§ **Directions**: Take every line from the material that has the word "index" in it.

§ **Information provided**:
— Start —

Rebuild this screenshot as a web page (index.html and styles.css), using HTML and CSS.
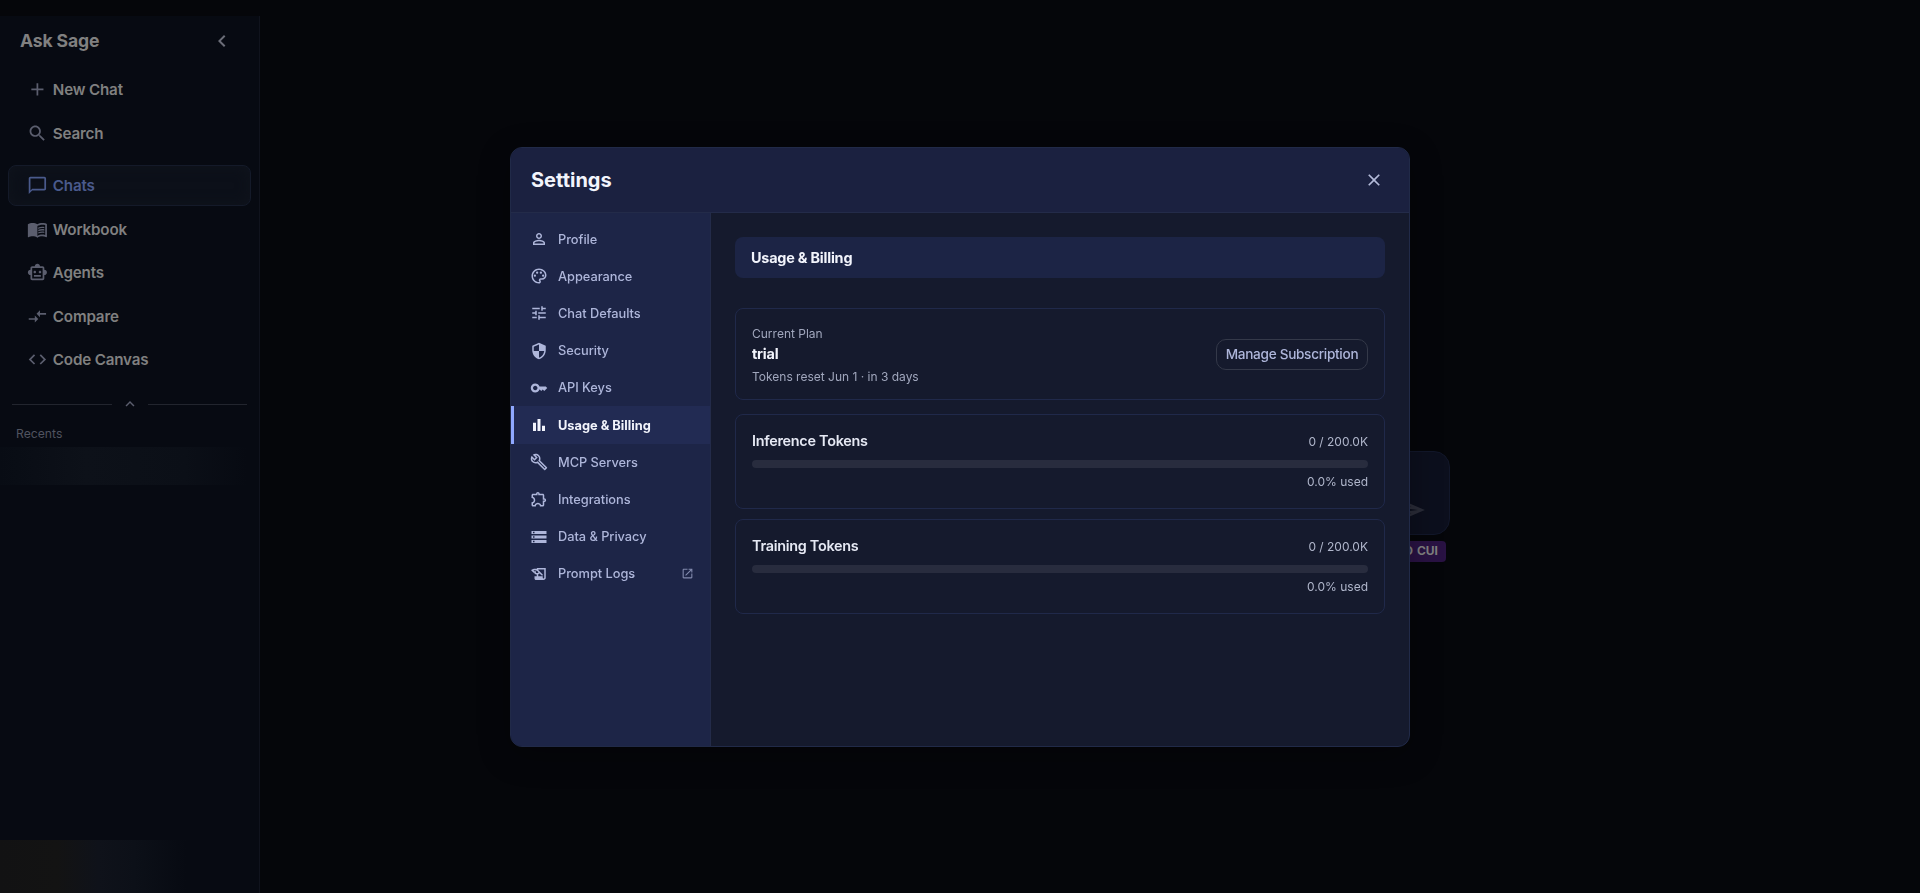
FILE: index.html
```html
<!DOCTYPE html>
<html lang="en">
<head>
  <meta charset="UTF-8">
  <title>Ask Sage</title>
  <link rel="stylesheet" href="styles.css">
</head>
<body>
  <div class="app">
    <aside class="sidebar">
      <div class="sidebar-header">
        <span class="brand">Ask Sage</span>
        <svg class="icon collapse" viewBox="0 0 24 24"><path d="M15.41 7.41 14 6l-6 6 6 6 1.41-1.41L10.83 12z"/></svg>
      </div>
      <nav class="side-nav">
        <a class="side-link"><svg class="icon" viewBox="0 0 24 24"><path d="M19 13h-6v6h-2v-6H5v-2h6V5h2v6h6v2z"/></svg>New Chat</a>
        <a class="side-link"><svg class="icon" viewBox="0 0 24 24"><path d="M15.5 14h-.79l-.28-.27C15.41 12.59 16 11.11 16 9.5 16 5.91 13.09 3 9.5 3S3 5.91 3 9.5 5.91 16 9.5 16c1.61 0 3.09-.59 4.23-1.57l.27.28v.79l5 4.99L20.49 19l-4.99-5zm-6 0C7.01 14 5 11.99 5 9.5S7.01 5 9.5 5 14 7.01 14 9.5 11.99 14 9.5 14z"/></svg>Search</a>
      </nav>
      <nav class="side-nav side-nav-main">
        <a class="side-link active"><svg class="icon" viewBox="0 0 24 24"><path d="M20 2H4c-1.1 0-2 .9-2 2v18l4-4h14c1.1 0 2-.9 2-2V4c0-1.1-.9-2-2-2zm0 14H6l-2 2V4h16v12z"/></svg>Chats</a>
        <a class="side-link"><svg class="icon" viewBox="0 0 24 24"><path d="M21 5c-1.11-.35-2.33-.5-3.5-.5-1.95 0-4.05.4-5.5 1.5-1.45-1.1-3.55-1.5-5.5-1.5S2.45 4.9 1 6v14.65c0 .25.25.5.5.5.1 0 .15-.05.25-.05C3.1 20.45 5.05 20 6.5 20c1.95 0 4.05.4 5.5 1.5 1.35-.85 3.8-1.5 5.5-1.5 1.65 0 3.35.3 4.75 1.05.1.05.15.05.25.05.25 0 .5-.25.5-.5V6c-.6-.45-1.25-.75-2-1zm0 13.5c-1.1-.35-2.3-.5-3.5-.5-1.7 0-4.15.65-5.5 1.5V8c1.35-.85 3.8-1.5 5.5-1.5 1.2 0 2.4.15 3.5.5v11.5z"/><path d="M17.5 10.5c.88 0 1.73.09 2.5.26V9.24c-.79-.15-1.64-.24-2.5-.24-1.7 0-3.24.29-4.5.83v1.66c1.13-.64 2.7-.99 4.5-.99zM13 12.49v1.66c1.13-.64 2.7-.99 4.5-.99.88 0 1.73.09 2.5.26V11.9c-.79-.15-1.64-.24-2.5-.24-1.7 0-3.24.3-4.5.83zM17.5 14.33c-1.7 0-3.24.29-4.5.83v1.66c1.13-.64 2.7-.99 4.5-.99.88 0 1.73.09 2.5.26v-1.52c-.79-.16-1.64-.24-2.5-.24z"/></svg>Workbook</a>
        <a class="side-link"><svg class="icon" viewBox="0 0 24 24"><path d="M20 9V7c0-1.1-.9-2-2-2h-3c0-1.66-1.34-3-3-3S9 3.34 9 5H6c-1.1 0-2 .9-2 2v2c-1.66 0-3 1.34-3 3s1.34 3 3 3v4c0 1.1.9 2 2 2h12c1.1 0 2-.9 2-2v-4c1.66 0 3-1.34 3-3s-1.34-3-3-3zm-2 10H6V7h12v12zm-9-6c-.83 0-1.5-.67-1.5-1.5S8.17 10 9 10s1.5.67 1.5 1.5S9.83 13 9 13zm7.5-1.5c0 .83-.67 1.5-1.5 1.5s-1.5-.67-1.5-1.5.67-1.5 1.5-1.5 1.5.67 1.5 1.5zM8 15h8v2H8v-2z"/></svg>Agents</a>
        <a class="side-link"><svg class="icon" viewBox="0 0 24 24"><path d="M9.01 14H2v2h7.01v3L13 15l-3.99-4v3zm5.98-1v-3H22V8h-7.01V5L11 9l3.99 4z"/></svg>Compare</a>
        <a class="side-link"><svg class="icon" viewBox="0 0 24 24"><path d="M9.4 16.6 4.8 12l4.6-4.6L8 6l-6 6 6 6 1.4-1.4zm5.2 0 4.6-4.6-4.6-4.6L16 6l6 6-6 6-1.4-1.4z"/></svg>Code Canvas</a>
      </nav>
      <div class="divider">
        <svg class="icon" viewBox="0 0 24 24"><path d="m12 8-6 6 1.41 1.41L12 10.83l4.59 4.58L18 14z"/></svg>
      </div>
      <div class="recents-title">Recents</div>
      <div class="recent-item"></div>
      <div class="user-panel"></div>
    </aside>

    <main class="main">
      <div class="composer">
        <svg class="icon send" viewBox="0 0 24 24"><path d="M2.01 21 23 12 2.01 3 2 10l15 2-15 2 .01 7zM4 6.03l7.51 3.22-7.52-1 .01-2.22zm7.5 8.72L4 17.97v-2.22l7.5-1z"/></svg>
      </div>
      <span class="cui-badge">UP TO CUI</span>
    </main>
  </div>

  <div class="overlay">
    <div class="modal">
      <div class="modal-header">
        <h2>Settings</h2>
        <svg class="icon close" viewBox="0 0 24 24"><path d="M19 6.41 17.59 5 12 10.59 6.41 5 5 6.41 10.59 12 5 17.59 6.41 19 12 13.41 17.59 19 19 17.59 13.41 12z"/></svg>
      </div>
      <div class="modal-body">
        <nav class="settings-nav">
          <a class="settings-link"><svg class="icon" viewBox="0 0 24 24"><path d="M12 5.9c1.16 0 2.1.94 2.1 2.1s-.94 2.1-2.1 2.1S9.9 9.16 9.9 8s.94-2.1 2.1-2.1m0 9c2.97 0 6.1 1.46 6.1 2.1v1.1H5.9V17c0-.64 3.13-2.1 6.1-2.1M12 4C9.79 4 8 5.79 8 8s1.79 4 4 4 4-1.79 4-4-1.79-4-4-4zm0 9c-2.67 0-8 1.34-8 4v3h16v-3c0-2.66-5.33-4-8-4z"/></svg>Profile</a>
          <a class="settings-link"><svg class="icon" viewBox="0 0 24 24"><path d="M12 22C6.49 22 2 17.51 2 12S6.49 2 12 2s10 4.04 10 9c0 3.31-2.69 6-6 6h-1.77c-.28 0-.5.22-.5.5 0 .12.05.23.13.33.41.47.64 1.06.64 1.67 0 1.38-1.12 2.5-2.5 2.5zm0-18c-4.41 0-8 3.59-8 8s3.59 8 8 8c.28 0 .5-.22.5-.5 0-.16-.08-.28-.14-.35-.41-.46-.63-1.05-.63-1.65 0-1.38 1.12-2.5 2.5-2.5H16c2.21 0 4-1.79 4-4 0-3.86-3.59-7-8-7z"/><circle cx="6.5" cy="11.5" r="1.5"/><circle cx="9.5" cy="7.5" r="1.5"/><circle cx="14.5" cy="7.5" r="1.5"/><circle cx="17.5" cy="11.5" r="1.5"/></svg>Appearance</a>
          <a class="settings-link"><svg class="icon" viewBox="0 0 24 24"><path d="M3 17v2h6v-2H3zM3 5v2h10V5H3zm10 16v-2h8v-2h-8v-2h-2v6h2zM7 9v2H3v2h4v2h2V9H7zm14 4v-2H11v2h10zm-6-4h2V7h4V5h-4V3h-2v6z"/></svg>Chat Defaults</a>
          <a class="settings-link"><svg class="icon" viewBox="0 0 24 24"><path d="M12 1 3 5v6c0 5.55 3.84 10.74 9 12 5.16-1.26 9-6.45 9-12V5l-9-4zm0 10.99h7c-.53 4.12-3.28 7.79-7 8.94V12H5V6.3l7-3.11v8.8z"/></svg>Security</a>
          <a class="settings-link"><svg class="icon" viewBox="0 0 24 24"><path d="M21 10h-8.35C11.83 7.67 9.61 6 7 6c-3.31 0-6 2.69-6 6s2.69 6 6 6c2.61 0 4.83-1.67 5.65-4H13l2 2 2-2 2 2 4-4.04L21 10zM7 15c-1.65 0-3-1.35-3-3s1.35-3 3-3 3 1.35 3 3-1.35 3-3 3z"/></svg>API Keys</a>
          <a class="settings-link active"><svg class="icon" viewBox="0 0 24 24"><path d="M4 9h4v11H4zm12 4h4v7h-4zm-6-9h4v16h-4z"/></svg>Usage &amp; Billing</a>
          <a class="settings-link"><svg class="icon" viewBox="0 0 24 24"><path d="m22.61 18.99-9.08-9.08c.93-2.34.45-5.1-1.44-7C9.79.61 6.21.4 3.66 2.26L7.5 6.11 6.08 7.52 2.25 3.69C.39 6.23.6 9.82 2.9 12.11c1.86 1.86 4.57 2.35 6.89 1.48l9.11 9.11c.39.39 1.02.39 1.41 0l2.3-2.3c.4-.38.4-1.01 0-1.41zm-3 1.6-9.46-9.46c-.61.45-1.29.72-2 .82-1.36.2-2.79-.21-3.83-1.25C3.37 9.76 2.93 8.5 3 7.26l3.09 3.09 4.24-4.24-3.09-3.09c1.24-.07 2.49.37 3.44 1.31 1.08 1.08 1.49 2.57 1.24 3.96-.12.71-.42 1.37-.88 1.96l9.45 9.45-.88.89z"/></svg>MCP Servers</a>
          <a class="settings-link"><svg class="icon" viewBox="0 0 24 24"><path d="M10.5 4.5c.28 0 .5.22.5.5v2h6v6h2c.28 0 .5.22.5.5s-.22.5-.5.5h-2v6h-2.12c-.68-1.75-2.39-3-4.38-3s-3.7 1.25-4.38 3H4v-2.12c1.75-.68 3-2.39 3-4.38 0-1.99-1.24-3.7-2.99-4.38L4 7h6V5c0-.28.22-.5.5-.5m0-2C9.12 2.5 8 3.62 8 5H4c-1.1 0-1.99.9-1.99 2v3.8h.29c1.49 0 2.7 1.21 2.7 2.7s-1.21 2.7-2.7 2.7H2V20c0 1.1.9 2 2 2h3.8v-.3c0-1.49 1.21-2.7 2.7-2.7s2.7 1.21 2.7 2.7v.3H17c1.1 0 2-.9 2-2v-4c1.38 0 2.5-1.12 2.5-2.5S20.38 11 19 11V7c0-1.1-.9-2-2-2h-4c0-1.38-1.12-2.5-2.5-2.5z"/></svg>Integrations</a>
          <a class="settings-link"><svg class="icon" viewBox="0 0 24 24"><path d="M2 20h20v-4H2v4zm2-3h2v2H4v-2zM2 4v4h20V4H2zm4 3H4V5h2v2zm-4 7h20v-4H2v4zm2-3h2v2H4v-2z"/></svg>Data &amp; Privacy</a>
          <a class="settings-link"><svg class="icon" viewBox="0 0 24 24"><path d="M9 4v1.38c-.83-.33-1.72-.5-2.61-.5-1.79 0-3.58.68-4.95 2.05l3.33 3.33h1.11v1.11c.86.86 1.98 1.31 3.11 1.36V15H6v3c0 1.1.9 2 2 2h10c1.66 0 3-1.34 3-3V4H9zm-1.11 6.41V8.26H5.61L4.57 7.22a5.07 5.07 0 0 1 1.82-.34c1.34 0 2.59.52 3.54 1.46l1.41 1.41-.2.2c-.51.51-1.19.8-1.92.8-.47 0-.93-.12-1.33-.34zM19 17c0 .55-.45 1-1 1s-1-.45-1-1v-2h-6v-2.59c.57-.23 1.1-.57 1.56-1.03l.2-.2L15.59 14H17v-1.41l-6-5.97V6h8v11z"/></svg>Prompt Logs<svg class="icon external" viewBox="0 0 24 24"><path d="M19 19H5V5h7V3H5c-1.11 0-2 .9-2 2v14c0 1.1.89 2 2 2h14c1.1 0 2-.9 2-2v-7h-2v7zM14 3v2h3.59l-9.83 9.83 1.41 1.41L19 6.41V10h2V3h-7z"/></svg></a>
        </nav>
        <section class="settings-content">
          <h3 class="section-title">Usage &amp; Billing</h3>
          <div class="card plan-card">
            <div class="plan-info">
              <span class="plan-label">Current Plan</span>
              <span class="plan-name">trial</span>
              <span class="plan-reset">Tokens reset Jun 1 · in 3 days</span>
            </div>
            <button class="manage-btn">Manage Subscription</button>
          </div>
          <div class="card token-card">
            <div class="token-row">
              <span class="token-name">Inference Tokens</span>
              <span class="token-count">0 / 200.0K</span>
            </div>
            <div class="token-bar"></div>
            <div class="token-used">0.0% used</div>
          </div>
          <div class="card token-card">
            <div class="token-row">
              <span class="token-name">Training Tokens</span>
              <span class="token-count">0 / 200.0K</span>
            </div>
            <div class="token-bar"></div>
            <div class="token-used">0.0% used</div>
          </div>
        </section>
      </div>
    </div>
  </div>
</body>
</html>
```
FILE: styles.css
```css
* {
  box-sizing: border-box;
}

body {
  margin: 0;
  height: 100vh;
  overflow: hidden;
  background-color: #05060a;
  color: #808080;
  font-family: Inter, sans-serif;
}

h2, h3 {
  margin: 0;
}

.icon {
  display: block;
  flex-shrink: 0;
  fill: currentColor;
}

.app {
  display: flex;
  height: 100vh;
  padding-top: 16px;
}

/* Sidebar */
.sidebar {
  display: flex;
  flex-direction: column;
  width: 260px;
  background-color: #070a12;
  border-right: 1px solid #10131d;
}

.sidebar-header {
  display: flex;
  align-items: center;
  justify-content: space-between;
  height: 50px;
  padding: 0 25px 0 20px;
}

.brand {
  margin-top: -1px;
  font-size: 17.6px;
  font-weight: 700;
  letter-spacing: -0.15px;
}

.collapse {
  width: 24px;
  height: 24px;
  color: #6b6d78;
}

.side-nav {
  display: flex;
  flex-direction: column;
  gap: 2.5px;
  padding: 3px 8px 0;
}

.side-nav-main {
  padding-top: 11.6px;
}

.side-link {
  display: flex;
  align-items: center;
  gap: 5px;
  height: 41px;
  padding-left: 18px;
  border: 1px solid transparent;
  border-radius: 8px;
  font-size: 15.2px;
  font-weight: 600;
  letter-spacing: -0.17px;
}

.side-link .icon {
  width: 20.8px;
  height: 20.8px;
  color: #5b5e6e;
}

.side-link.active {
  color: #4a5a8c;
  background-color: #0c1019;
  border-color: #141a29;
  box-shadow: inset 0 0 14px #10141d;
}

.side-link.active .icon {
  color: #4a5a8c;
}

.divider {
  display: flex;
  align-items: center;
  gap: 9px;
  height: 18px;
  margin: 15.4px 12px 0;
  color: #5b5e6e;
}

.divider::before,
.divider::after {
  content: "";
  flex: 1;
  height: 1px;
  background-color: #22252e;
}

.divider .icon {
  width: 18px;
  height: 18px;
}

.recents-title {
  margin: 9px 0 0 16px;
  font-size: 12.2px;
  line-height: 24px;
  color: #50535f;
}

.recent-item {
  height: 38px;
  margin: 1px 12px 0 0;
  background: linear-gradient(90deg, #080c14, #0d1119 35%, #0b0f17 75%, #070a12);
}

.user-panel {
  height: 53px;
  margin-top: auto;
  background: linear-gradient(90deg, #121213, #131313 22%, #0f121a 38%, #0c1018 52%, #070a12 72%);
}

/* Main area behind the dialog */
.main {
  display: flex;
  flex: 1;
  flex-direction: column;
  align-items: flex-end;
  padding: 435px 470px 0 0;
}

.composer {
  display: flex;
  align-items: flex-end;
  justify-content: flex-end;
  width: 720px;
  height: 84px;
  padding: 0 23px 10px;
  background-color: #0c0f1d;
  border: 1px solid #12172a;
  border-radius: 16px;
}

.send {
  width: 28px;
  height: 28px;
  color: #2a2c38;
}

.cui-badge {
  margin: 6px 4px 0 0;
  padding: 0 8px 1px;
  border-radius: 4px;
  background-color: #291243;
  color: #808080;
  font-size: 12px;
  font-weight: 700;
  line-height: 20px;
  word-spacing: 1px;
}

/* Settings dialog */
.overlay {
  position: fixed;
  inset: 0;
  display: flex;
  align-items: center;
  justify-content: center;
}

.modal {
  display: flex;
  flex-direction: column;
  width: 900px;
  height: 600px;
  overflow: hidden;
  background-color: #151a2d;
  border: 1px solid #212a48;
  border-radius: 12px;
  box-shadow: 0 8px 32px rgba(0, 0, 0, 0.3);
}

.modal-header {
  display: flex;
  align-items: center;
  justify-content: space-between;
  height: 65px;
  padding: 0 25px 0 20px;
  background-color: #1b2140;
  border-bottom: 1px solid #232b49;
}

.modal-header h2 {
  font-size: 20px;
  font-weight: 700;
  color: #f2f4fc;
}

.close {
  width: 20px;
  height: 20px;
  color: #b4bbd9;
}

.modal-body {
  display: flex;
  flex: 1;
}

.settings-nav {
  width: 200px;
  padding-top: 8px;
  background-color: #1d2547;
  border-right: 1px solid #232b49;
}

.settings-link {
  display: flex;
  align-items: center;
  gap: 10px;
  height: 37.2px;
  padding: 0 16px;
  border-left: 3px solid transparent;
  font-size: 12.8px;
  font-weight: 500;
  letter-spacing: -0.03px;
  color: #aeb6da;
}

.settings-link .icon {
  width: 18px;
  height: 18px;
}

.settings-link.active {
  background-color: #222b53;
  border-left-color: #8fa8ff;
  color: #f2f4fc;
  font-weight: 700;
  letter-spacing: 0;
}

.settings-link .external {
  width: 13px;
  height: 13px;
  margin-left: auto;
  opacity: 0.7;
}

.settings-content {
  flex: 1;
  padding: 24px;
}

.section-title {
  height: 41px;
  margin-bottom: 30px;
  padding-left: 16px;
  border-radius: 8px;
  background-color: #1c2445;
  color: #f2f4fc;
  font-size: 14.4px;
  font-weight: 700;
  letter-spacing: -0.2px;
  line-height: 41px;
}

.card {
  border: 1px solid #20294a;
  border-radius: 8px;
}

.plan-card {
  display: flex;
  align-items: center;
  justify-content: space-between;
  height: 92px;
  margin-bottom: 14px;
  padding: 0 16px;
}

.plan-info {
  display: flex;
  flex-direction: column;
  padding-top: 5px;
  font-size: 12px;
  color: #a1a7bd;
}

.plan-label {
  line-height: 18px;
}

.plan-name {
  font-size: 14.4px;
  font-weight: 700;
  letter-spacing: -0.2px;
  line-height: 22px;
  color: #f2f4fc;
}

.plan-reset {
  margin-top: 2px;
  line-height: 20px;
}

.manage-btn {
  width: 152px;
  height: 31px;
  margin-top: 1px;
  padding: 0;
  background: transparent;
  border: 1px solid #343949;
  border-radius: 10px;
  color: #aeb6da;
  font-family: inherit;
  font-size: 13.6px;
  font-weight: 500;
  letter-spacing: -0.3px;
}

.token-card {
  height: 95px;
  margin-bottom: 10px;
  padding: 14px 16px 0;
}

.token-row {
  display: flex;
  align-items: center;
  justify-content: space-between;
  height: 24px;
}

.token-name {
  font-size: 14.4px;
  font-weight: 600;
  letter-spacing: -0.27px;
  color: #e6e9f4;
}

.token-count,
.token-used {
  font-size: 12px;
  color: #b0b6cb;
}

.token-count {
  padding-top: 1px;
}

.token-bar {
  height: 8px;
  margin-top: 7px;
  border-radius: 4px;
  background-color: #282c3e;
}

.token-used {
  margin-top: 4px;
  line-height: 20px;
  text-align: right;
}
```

— End —

§ **Finished answer**:
Rebuild this screenshot as a web page (index.html and styles.css), using HTML and CSS.
FILE: index.html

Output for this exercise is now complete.